** START DATA TO USE **
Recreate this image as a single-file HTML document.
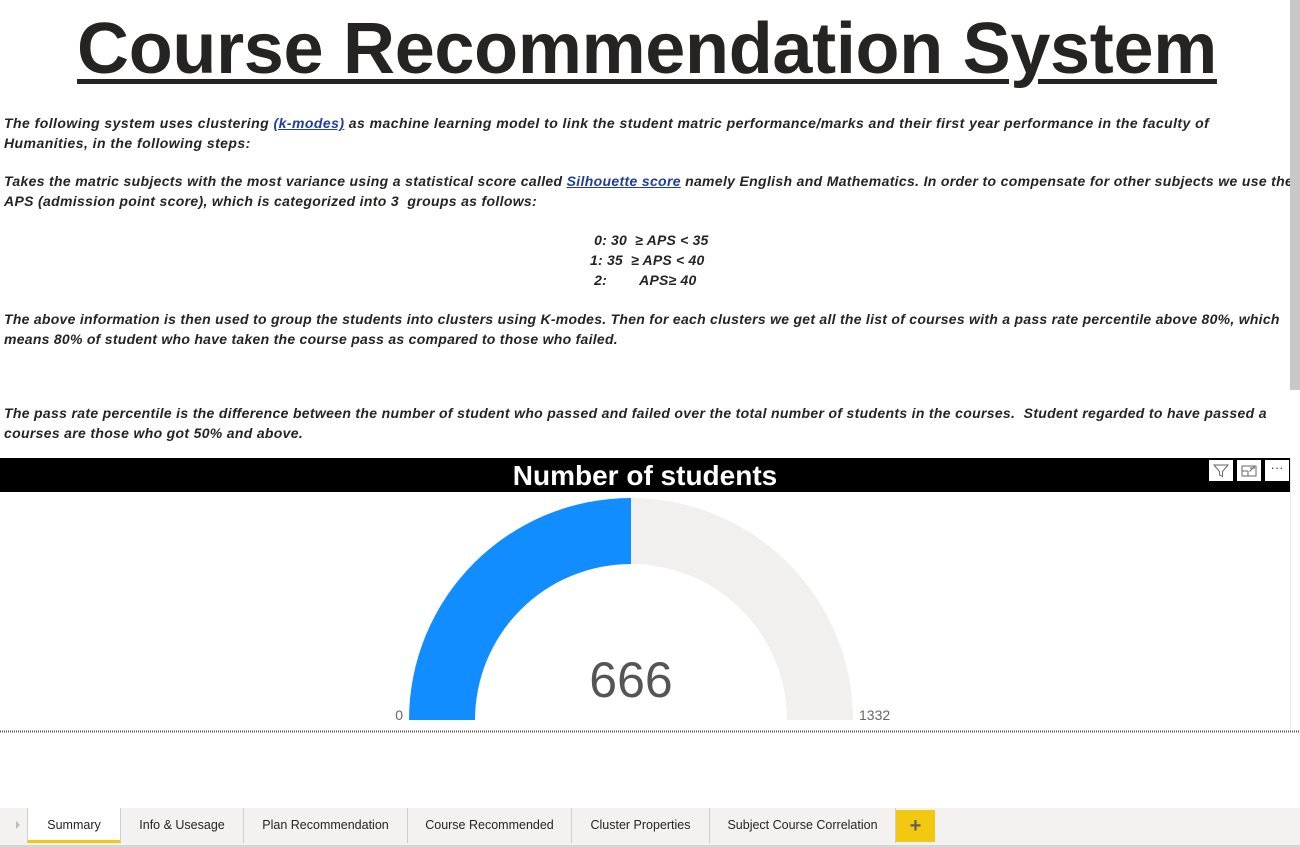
<!DOCTYPE html>
<html><head><style>
*{margin:0;padding:0;box-sizing:border-box}
body{width:1300px;height:847px;overflow:hidden;background:#fff;position:relative;font-family:"Liberation Sans",sans-serif;color:#252423}
.t{position:absolute;left:77px;top:8px;width:1140px;text-align:center;font-size:72px;font-weight:bold;text-decoration:underline;text-decoration-thickness:5px;text-underline-offset:6px;color:#252423;letter-spacing:-0.3px;white-space:nowrap}
.p{position:absolute;left:4px;font-size:14px;font-weight:bold;font-style:italic;line-height:20px;white-space:nowrap;color:#252423;letter-spacing:0.45px}
a{color:#1f3d99;text-decoration:underline}
.tab{position:absolute;top:808px;height:35px;font-size:12.5px;color:#252423;text-align:center;line-height:35px;border-right:1px solid #d0cfce}
</style></head><body>
<div class="t">Course Recommendation System</div>
<div class="p" style="top:113px">The following system uses clustering <a>(k-modes)</a> as machine learning model to link the student matric performance/marks and their first year performance in the faculty of<br>Humanities, in the following steps:</div>
<div class="p" style="top:171px;letter-spacing:0.33px">Takes the matric subjects with the most variance using a statistical score called <a>Silhouette score</a> namely English and Mathematics. In order to compensate for other subjects we use the<br>APS (admission point score), which is categorized into 3&nbsp; groups as follows:</div>
<div class="p" style="top:230px;left:590px;letter-spacing:0.2px">&nbsp;0: 30&nbsp; ≥ APS &lt; 35<br>1: 35&nbsp; ≥ APS &lt; 40<br>&nbsp;2:&nbsp;&nbsp;&nbsp;&nbsp;&nbsp;&nbsp;&nbsp; APS≥ 40</div>
<div class="p" style="top:309px;letter-spacing:0.27px">The above information is then used to group the students into clusters using K-modes. Then for each clusters we get all the list of courses with a pass rate percentile above 80%, which<br>means 80% of student who have taken the course pass as compared to those who failed.</div>
<div class="p" style="top:403px;letter-spacing:0.32px">The pass rate percentile is the difference between the number of student who passed and failed over the total number of students in the courses.&nbsp; Student regarded to have passed a<br>courses are those who got 50% and above.</div>
<div style="position:absolute;right:0;top:0;width:10px;height:390px;background:#c8c8c8"></div>
<div style="position:absolute;left:0;top:458px;width:1290px;height:34px;background:#000;color:#fff;font-size:28px;text-align:center;line-height:36px;font-weight:bold">Number of students</div>
<div style="position:absolute;left:1290px;top:458px;width:1px;height:273px;background:#e6e6e6"></div>
<div style="position:absolute;left:1209px;top:460px;width:24px;height:21px;background:#fff"><svg width="24" height="21"><path d="M5 5h14l-5.5 6.5v5l-3-1.5v-3.5z" fill="none" stroke="#666" stroke-width="1"/></svg></div>
<div style="position:absolute;left:1237px;top:460px;width:24px;height:21px;background:#fff"><svg width="24" height="21"><path d="M5 6h14v10h-14z" fill="none" stroke="#666"/><path d="M11 11h-6M11 11v5M13 8h5v-0M17.5 6.5l-5 5" fill="none" stroke="#666"/></svg></div>
<div style="position:absolute;left:1265px;top:460px;width:24px;height:21px;background:#fff;color:#444;font-size:13px;text-align:center;line-height:16px">···</div>
<svg style="position:absolute;left:0;top:0" width="1300" height="847">
<path d="M409 720A222 222 0 0 1 853 720L787 720A156 156 0 0 0 475 720Z" fill="#f1f0ef"/>
<path d="M409 720A222 222 0 0 1 631 498L631 564A156 156 0 0 0 475 720Z" fill="#118dff"/>
<text x="631" y="697" font-size="50" fill="#555" text-anchor="middle" font-family="Liberation Sans">666</text>
<text x="403" y="720" font-size="14" fill="#666" text-anchor="end" font-family="Liberation Sans">0</text>
<text x="859" y="720" font-size="14" fill="#666" font-family="Liberation Sans">1332</text>
<line x1="0" y1="731.5" x2="1300" y2="731.5" stroke="#555" stroke-width="2" stroke-dasharray="1 1"/>
</svg>
<div style="position:absolute;left:0;top:808px;width:1300px;height:39px;background:#f3f2f1;border-bottom:2px solid #d6d5d4"></div>
<div style="position:absolute;left:16px;top:821px;width:0;height:0;border-left:4px solid #bbb;border-top:4px solid transparent;border-bottom:4px solid transparent"></div>
<div class="tab" style="left:27px;width:94px;background:#fff;border-left:1px solid #d0cfce;border-bottom:3px solid #f2c811;line-height:34px">Summary</div>
<div class="tab" style="left:121px;width:123px">Info &amp; Usesage</div>
<div class="tab" style="left:244px;width:164px">Plan Recommendation</div>
<div class="tab" style="left:408px;width:164px">Course Recommended</div>
<div class="tab" style="left:572px;width:138px">Cluster Properties</div>
<div class="tab" style="left:710px;width:186px">Subject Course Correlation</div>
<div style="position:absolute;left:896px;top:810px;width:39px;height:32px;background:#f2c811;color:#605e5c;font-size:20px;font-weight:bold;text-align:center;line-height:32px">+</div>
</body></html>
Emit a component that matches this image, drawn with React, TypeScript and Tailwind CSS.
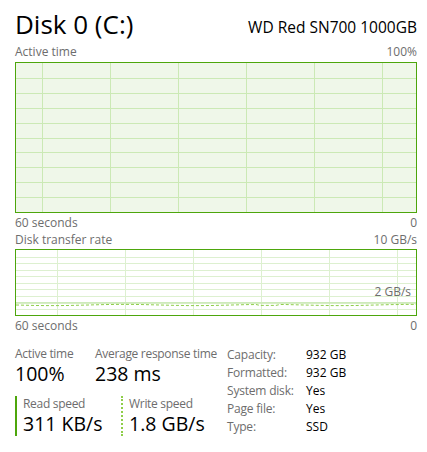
import React from 'react'

const font = { fontFamily: '"Segoe UI", "Open Sans", "Noto Sans", sans-serif' }

function Grid({ width, height, cols, rows, offset, color }: { width: number; height: number; cols: number; rows: number; offset: number; color: string }) {
  const xs: number[] = []
  for (let x = offset; x < width; x += cols) xs.push(x)
  const ys: number[] = []
  for (let i = 1; i < rows; i++) ys.push(Math.round((height * i) / rows) + 0.5)
  return (
    <svg width={width} height={height} className="absolute inset-0">
      {ys.map((y) => (
        <line key={'h' + y} x1={0} x2={width} y1={y} y2={y} stroke={color} strokeWidth={1} />
      ))}
      {xs.map((x) => (
        <line key={'v' + x} x1={x + 0.5} x2={x + 0.5} y1={0} y2={height} stroke={color} strokeWidth={1} />
      ))}
    </svg>
  )
}

function WriteLine() {
  // wavy dashed line for write speed
  const pts: string[] = []
  for (let x = 0; x <= 400; x += 4) {
    const y = 55 + Math.sin(x / 23) * 0.6 + (x > 240 && x < 262 ? 1 : 0)
    pts.push(`${x},${y.toFixed(1)}`)
  }
  return (
    <svg width={400} height={65} className="absolute inset-0">
      <line x1={0} x2={400} y1={53} y2={53} stroke="#c9e8b3" strokeWidth={1.5} />
      <polyline points={pts.join(' ')} fill="none" stroke="#8fce4a" strokeWidth={1} strokeDasharray="3 2" />
    </svg>
  )
}

function Stat({ label, value, className }: { label: string; value: string; className?: string }) {
  return (
    <div className={'flex flex-col whitespace-nowrap ' + (className ?? '')}>
      <span className="text-[12px] tracking-[-0.3px] leading-[16px] text-[#6d6d6d]">{label}</span>
      <span className="text-[19.5px] leading-[24px] text-black">{value}</span>
    </div>
  )
}

function Speed({ label, value, className }: { label: string; value: string; className: string }) {
  return (
    <div className={'flex flex-col whitespace-nowrap border-l-2 pl-[6px] ' + className}>
      <span className="text-[12px] tracking-[-0.3px] leading-[16px] text-[#6d6d6d]">{label}</span>
      <span className="text-[19.5px] leading-[24px] text-black">{value}</span>
    </div>
  )
}

export default function App() {
  const props: [string, string][] = [
    ['Capacity:', '932 GB'],
    ['Formatted:', '932 GB'],
    ['System disk:', 'Yes'],
    ['Page file:', 'Yes'],
    ['Type:', 'SSD'],
  ]

  return (
    <div className="w-[427px] h-[452px] bg-white pl-[15px] pr-[10px] pt-[8px]" style={font}>
      <div className="flex items-end justify-between h-[32px]">
        <span className="text-[26px] leading-[32px] text-black">Disk 0 (C:)</span>
        <span className="text-[15.5px] leading-[22px] text-black pb-[2px]">WD Red SN700 1000GB</span>
      </div>

      <div className="flex justify-between text-[12px] leading-[16px] text-[#6d6d6d] mt-[4px]">
        <span>Active time</span>
        <span>100%</span>
      </div>
      <div className="relative mt-[2px] h-[151px] border border-[#4da60c] bg-[#eff7e9]">
        <Grid width={400} height={149} cols={68} rows={10} offset={26} color="#cbe9b5" />
      </div>
      <div className="flex justify-between text-[12px] leading-[16px] text-[#6d6d6d] mt-[2px]">
        <span>60 seconds</span>
        <span>0</span>
      </div>

      <div className="flex justify-between text-[12px] leading-[16px] text-[#6d6d6d] mt-[1px]">
        <span>Disk transfer rate</span>
        <span>10 GB/s</span>
      </div>
      <div className="relative mt-[1px] h-[67px] border border-[#4da60c] bg-white">
        <Grid width={400} height={65} cols={68} rows={10} offset={41} color="#ddf0d0" />
        <WriteLine />
        <span className="absolute right-[5px] top-[35px] text-[12px] leading-[14px] text-[#6d6d6d]">2 GB/s</span>
      </div>
      <div className="flex justify-between text-[12px] leading-[16px] text-[#6d6d6d] mt-[2px]">
        <span>60 seconds</span>
        <span>0</span>
      </div>

      <div className="flex mt-[12px]">
        <div className="flex flex-col w-[212px]">
          <div className="flex">
            <Stat label="Active time" value="100%" className="w-[80px]" />
            <Stat label="Average response time" value="238 ms" />
          </div>
          <div className="flex mt-[10px]">
            <Speed label="Read speed" value="311 KB/s" className="border-[#4da60c] w-[106px]" />
            <Speed label="Write speed" value="1.8 GB/s" className="border-dotted border-[#8fce4a]" />
          </div>
        </div>
        <div className="grid grid-cols-[79px_auto] text-[12px] leading-[17.7px] whitespace-nowrap">
          {props.map(([k, v]) => (
            <React.Fragment key={k}>
              <span className="text-[#6d6d6d] tracking-[-0.2px]">{k}</span>
              <span className="text-black">{v}</span>
            </React.Fragment>
          ))}
        </div>
      </div>
    </div>
  )
}
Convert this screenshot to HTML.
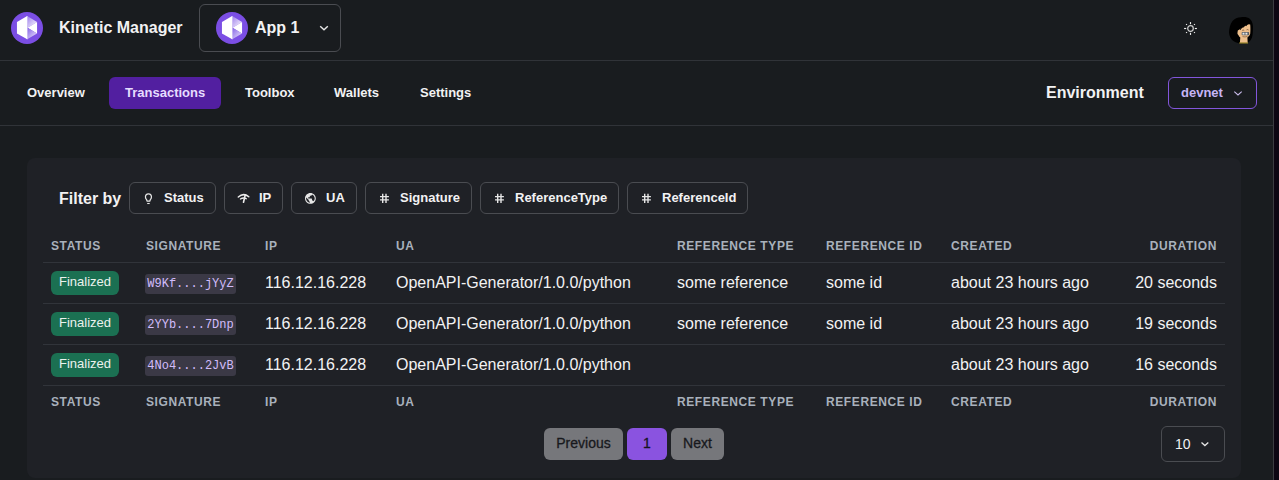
<!DOCTYPE html>
<html>
<head>
<meta charset="utf-8">
<style>
*{box-sizing:border-box;margin:0;padding:0}
html,body{width:1279px;height:480px;overflow:hidden;background:#0c0612}
body{font-family:"Liberation Sans",sans-serif;color:#f2f2f3;position:relative}
#app{position:absolute;left:0;top:0;width:1274px;height:480px;background:#191c1f;border-right:1px solid #3a3b40}
.abs{position:absolute}
.hline{position:absolute;left:0;width:1273px;height:1px;background:#303338}
.logo{position:absolute;width:32px;height:32px}
.title{position:absolute;left:59px;top:19px;font-size:16px;font-weight:700;line-height:18px;white-space:nowrap}
.appbox{position:absolute;left:199px;top:4px;width:142px;height:48px;border:1px solid #4a4c51;border-radius:6px}
.tab{position:absolute;top:77px;height:32px;line-height:31px;font-size:13px;font-weight:700;padding:0 16px;border-radius:6px;white-space:nowrap;color:#f2f2f3}
.tab.active{background:#521fa0;color:#e6dcff}
.env{position:absolute;left:1046px;top:84px;font-size:16px;font-weight:700;line-height:18px}
.devnet{position:absolute;left:1168px;top:77px;width:89px;height:32px;border:1px solid #8356dc;border-radius:6px;color:#c6b5f6;font-size:13px;font-weight:700;line-height:30px;padding-left:12px}
.card{position:absolute;left:27px;top:158px;width:1214px;height:320px;background:#1f2126;border-radius:8px}
.filterby{position:absolute;left:32px;top:32px;font-size:16px;font-weight:700;line-height:18px}
.fbtn{position:absolute;top:24px;height:32px;border:1px solid #4a4c51;border-radius:6px;font-size:13px;font-weight:700;line-height:30px;padding-left:34px;white-space:nowrap}
.fbtn svg{position:absolute;left:12px;top:8px;width:14px;height:14px}
table{position:absolute;left:16px;top:72px;width:1182px;border-collapse:collapse;table-layout:fixed}
th{font-size:12px;font-weight:700;text-transform:uppercase;letter-spacing:0.05em;color:#a9b1bc;line-height:16px;padding:8px;text-align:left;white-space:nowrap}
thead th{border-bottom:1px solid #31343a}
td{font-size:16px;padding:8px;height:41px;border-bottom:1px solid #31343a;white-space:nowrap;color:#f2f2f3;vertical-align:middle;line-height:24px}
.r{text-align:right}
.badge{display:inline-block;height:24px;line-height:22px;padding:0 8px;border-radius:6px;background:#1b7052;color:#ecf2ee;font-size:13px;vertical-align:top}
code{display:inline-block;font-family:"Liberation Mono",monospace;font-size:12px;letter-spacing:0;line-height:21px;height:20px;padding:0 2.3px;background:#3b3946;color:#d2bcfb;border-radius:3px;vertical-align:top;margin-top:3px;margin-left:-1px}
.pbtn{position:absolute;top:270px;height:32px;line-height:30px;font-size:14px;font-weight:400;border-radius:6px;text-align:center;color:#18191d;-webkit-text-stroke:0.3px #18191d}
.sel{position:absolute;left:1134px;top:268px;width:64px;height:36px;border:1px solid #4a4c51;border-radius:6px;font-size:14px;line-height:34px;padding-left:13px}
</style>
</head>
<body>
<div id="app">
  <!-- header -->
  <svg class="logo" style="left:11px;top:12px" viewBox="0 0 32 32">
    <defs>
      <linearGradient id="g1" x1="0" y1="0" x2="1" y2="1">
        <stop offset="0" stop-color="#9e80ec"/><stop offset="1" stop-color="#ffffff"/>
      </linearGradient>
      <linearGradient id="g2" x1="0" y1="0" x2="1" y2="1">
        <stop offset="0" stop-color="#8462e6"/><stop offset="1" stop-color="#f0eafd"/>
      </linearGradient>
    </defs>
    <circle cx="16" cy="16" r="16" fill="#7b4ee4"/>
    <polygon points="16.2,4.1 5.95,9.9 5.95,21.5 16.2,27.3" fill="#fff"/>
    <polygon points="16.2,4.1 26.05,9.9 16.6,15.7" fill="url(#g1)"/>
    <polygon points="16.6,15.7 26.05,9.9 26.05,21.5" fill="#fff"/>
    <polygon points="16.6,15.7 26.05,21.5 16.2,27.3" fill="url(#g2)"/>
    <line x1="16.2" y1="4.1" x2="16.2" y2="27.3" stroke="#fff" stroke-width="0.6"/>
  </svg>
  <div class="title">Kinetic Manager</div>
  <div class="appbox"></div>
  <svg class="logo" style="left:216px;top:12px" viewBox="0 0 32 32">
    <circle cx="16" cy="16" r="16" fill="#7b4ee4"/>
    <polygon points="16.2,4.1 5.95,9.9 5.95,21.5 16.2,27.3" fill="#fff"/>
    <polygon points="16.2,4.1 26.05,9.9 16.6,15.7" fill="url(#g1)"/>
    <polygon points="16.6,15.7 26.05,9.9 26.05,21.5" fill="#fff"/>
    <polygon points="16.6,15.7 26.05,21.5 16.2,27.3" fill="url(#g2)"/>
    <line x1="16.2" y1="4.1" x2="16.2" y2="27.3" stroke="#fff" stroke-width="0.6"/>
  </svg>
  <div class="abs" style="left:255px;top:19px;font-size:16px;font-weight:700;line-height:18px">App 1</div>
  <svg class="abs" style="left:318px;top:22px" width="12" height="12" viewBox="0 0 12 12"><path d="M2.2 4.2 L6 7.8 L9.8 4.2" fill="none" stroke="#e6e6e6" stroke-width="1.4"/></svg>
  <!-- sun -->
  <svg class="abs" style="left:1182px;top:20px" width="17" height="17" viewBox="0 0 17 17">
    <circle cx="8.5" cy="8.5" r="2.8" fill="none" stroke="#d0d0d0" stroke-width="1.2"/>
    <g stroke="#f2f2f2" stroke-width="1.15">
      <line x1="8.50" y1="4.20" x2="8.50" y2="2.10"/><line x1="12.04" y1="4.96" x2="12.88" y2="4.12"/><line x1="12.80" y1="8.50" x2="14.90" y2="8.50"/><line x1="12.04" y1="12.04" x2="12.88" y2="12.88"/><line x1="8.50" y1="12.80" x2="8.50" y2="14.90"/><line x1="4.96" y1="12.04" x2="4.12" y2="12.88"/><line x1="4.20" y1="8.50" x2="2.10" y2="8.50"/><line x1="4.96" y1="4.96" x2="4.12" y2="4.12"/>
    </g>
  </svg>
  <!-- avatar -->
  <svg class="abs" style="left:1226px;top:15px" width="30" height="32" viewBox="0 0 30 32">
    <path d="M15 2.2 C19 1.8 22 2.4 24 4 C26.5 6.5 27.3 10 27 13.5 C26.8 17 26.8 20 26 22.5 C25 25 23.5 26.8 21.5 27.8 L13 28.2 C10.5 27.8 8.5 27 7 25.8 C4.8 24 3.2 21 3 17.5 C3 14 4.2 9 6.5 6 C8.5 3.6 11.5 2.4 15 2.2 Z" fill="#000"/>
    <path d="M11.8 15.6 C14.5 14 17.5 12 20.5 10.3 L22.8 9.3 L24.2 9.6 C24.5 12.5 24.5 16 24.2 18.8 C23.8 20.3 23 21.2 21.4 22.4 L21.7 27.7 L13.9 27.7 L14.3 22.4 C13.4 21.8 12.8 21 12.5 20.2 C11.6 19.3 11.3 18.3 11.5 17.4 Z" fill="#eebf8c"/>
    <path d="M14 15 L15.5 13.5 M17 12.3 L18 11.5 M20 10.8 L21 10.3" stroke="#000" stroke-width="0.7"/>
    <path d="M16.2 15.4 Q17.2 14.6 18.2 15.5 M20.6 14.8 Q21.6 14.2 22.6 15" stroke="#4a3020" stroke-width="0.6" fill="none"/>
    <rect x="15.7" y="17.1" width="7.4" height="3.1" rx="0.6" fill="#5a5e63"/>
    <rect x="16.5" y="17.7" width="2" height="1.9" fill="#e8eaec"/>
    <rect x="19.4" y="17.7" width="2" height="1.9" fill="#e8eaec"/>
    <path d="M16.5 21.6 Q19 22.4 21.5 21.4" stroke="#6a4a30" stroke-width="0.6" fill="none"/>
    <path d="M13.2 28 L22.1 28" stroke="#bca52a" stroke-width="0.9"/>
  </svg>
  <div class="hline" style="top:60px"></div>

  <!-- nav -->
  <div class="tab" style="left:11px">Overview</div>
  <div class="tab active" style="left:109px">Transactions</div>
  <div class="tab" style="left:229px">Toolbox</div>
  <div class="tab" style="left:318px">Wallets</div>
  <div class="tab" style="left:404px">Settings</div>
  <div class="env">Environment</div>
  <div class="devnet">devnet
    <svg class="abs" style="left:63px;top:9px" width="12" height="12" viewBox="0 0 12 12"><path d="M2.3 4.6 L6 7.9 L9.7 4.6" fill="none" stroke="#cbbdec" stroke-width="1.1"/></svg>
  </div>
  <div class="hline" style="top:125px"></div>

  <!-- card -->
  <div class="card">
    <div class="filterby">Filter by</div>
    <div class="fbtn" style="left:102px;width:87px">
      <svg viewBox="0 0 14 14"><path d="M4.7 8.8 C3.9 8.1 3.45 7.2 3.45 6.1 C3.45 4.3 4.8 2.85 6.45 2.85 C8.1 2.85 9.45 4.3 9.45 6.1 C9.45 7.2 9 8.1 8.2 8.8 L7.9 10 L5 10 Z" fill="none" stroke="#e6e6e6" stroke-width="1.25" stroke-linejoin="round"/><path d="M5.2 12.5 H7.7" stroke="#e6e6e6" stroke-width="1.1"/></svg>Status</div>
    <div class="fbtn" style="left:197px;width:59px">
      <svg viewBox="0 0 14 14"><path d="M1.3 6 Q6.5 1.3 11.8 5.8" fill="none" stroke="#ececec" stroke-width="1.5" stroke-linecap="round"/><path d="M3.4 8 Q6.4 6.1 9.4 7.8" fill="none" stroke="#ececec" stroke-width="1.3" stroke-linecap="round"/><path d="M8.2 4.1 L6.5 11.3" fill="none" stroke="#ececec" stroke-width="1.6" stroke-linecap="round"/></svg>IP</div>
    <div class="fbtn" style="left:264px;width:66px">
      <svg viewBox="0 0 14 14"><g transform="translate(-0.08,0.92) scale(0.54)"><path fill="#e6e6e6" d="M12 2C6.48 2 2 6.48 2 12s4.48 10 10 10 10-4.48 10-10S17.52 2 12 2zm-1 17.93c-3.95-.49-7-3.85-7-7.93 0-.62.08-1.21.21-1.79L9 15v1c0 1.1.9 2 2 2v1.93zm6.9-2.54c-.26-.81-1-1.39-1.9-1.39h-1v-3c0-.55-.45-1-1-1H8v-2h2c.55 0 1-.45 1-1V7h2c1.1 0 2-.9 2-2v-.41c2.93 1.19 5 4.06 5 7.41 0 2.08-.8 3.97-2.1 5.39z"/></g></svg>UA</div>
    <div class="fbtn" style="left:338px;width:107px">
      <svg viewBox="0 0 14 14"><path d="M4.7 2.8 V12 M8 2.8 V12 M2 5.6 H10.9 M2 8.9 H10.9" stroke="#e6e6e6" stroke-width="1.4"/></svg>Signature</div>
    <div class="fbtn" style="left:453px;width:139px">
      <svg viewBox="0 0 14 14"><path d="M4.7 2.8 V12 M8 2.8 V12 M2 5.6 H10.9 M2 8.9 H10.9" stroke="#e6e6e6" stroke-width="1.4"/></svg>ReferenceType</div>
    <div class="fbtn" style="left:600px;width:121px">
      <svg viewBox="0 0 14 14"><path d="M4.7 2.8 V12 M8 2.8 V12 M2 5.6 H10.9 M2 8.9 H10.9" stroke="#e6e6e6" stroke-width="1.4"/></svg>ReferenceId</div>

    <table>
      <colgroup><col style="width:95px"><col style="width:119px"><col style="width:131px"><col style="width:281px"><col style="width:149px"><col style="width:125px"><col style="width:157px"><col style="width:125px"></colgroup>
      <thead><tr><th>Status</th><th>Signature</th><th>IP</th><th>UA</th><th>Reference Type</th><th>Reference ID</th><th>Created</th><th class="r">Duration</th></tr></thead>
      <tbody>
        <tr><td><span class="badge">Finalized</span></td><td><code>W9Kf....jYyZ</code></td><td>116.12.16.228</td><td>OpenAPI-Generator/1.0.0/python</td><td>some reference</td><td>some id</td><td>about 23 hours ago</td><td class="r">20 seconds</td></tr>
        <tr><td><span class="badge">Finalized</span></td><td><code>2YYb....7Dnp</code></td><td>116.12.16.228</td><td>OpenAPI-Generator/1.0.0/python</td><td>some reference</td><td>some id</td><td>about 23 hours ago</td><td class="r">19 seconds</td></tr>
        <tr><td><span class="badge">Finalized</span></td><td><code>4No4....2JvB</code></td><td>116.12.16.228</td><td>OpenAPI-Generator/1.0.0/python</td><td></td><td></td><td>about 23 hours ago</td><td class="r">16 seconds</td></tr>
      </tbody>
      <tfoot><tr><th>Status</th><th>Signature</th><th>IP</th><th>UA</th><th>Reference Type</th><th>Reference ID</th><th>Created</th><th class="r">Duration</th></tr></tfoot>
    </table>

    <div class="pbtn" style="left:517px;width:79px;background:#76777b">Previous</div>
    <div class="pbtn" style="left:600px;width:40px;background:#8a53e0;color:#15121f">1</div>
    <div class="pbtn" style="left:644px;width:53px;background:#76777b">Next</div>
    <div class="sel">10
      <svg class="abs" style="left:37px;top:11px" width="12" height="12" viewBox="0 0 12 12"><path d="M2.5 4.6 L5.9 7.6 L9.3 4.6" fill="none" stroke="#e6e6e6" stroke-width="1.3"/></svg>
    </div>
  </div>
</div>
</body>
</html>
** END DATA TO USE **
Work out the number of lines above that include the string "React" and write only that number.

WRITTEN RESPONSE — 4